The mantels are being removed and will be reused. The bricks in the fireplaces were made locally and are one of the best indicators of the age of the house.

In one bedroom, some of the wall boards have already been removed, revealing the beautiful rough-hewn local lumber that frames the house.

The second floor foyer is brightened by sidelights, replicating the appearance of the main entryway.

The foyer leads to a porch with louvered ends to maximize air circulation.


When the house is viewed from the rear, it seems possible that the hallway at the rear of the second floor was once a breezeway, especially when considering the larger windows in the middle.

Here’s the hallway.

It appears to be wasted space in the present form, and people in mid-19th-century rural Georgia didn’t waste space. Still, it’s a nice feature today. More of the original rough-hewn walls have been exposed by the deconstruction.

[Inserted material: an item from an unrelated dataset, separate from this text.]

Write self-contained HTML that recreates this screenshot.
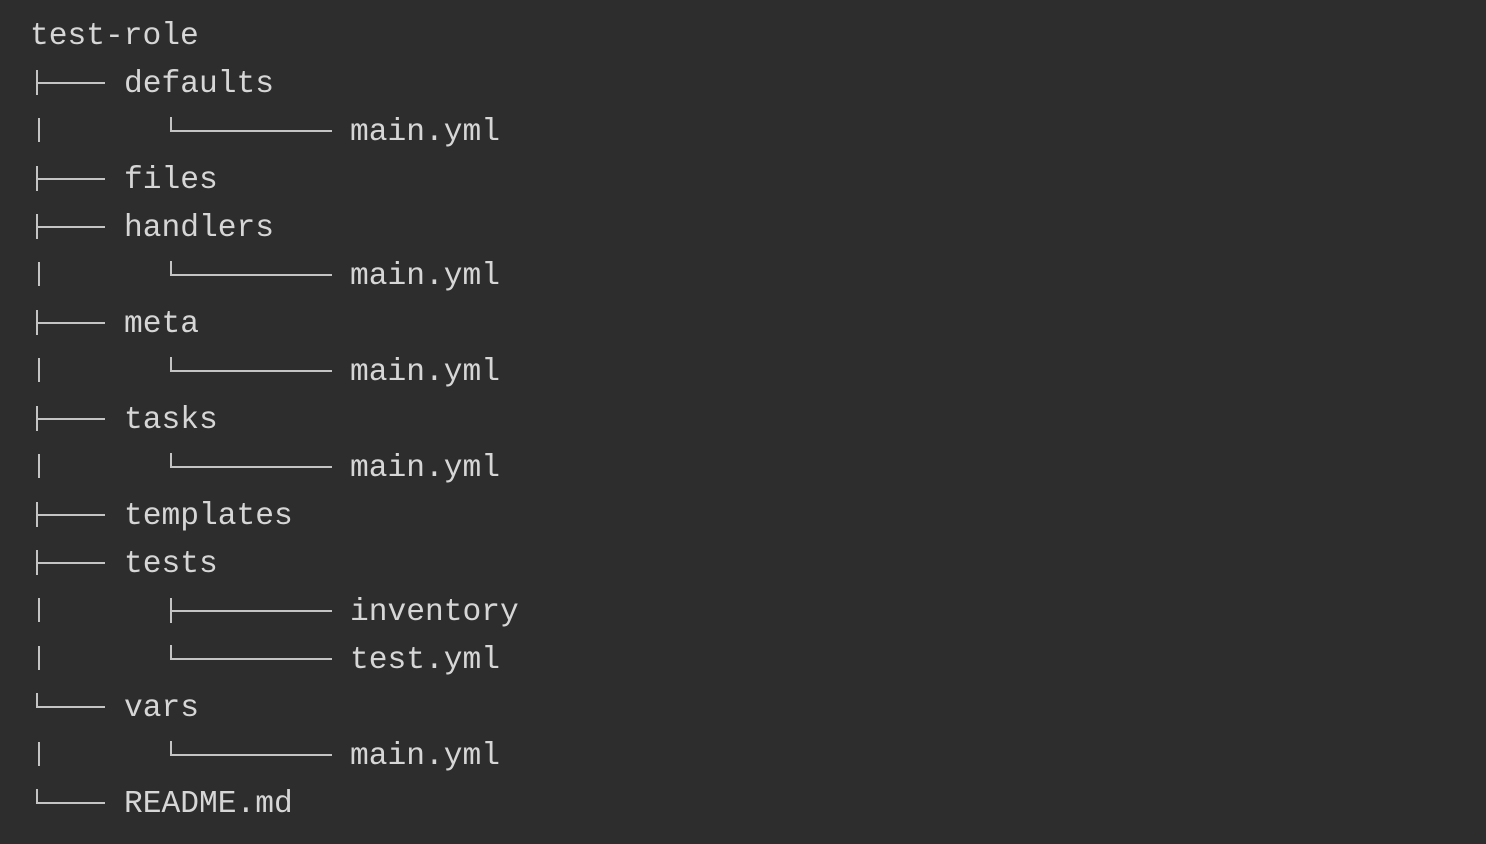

There are small rear corner rooms on each end of the second floor.

Corner posts are reinforced by buttresses and wooden pegs.

Here’s the view from the top of the landing back down to the first floor entryway.

And here’s a view of the roof of the kitchen/packhouse addition.

And another rear view of the house, showing the size of the kitchen/packhouse.

Unlike most detached kitchens which have been connected to a main house, this one only has outside access. The original kitchen is really a complex of three rooms. The first section likely served as a dining and storage area.

The second room was where the work of the kitchen was done, featuring a large hearth.

A small room at the end of the complex was likely used as a packhouse/root cellar.

I feel fortunate to have been able to experience this house. It’s a real gem.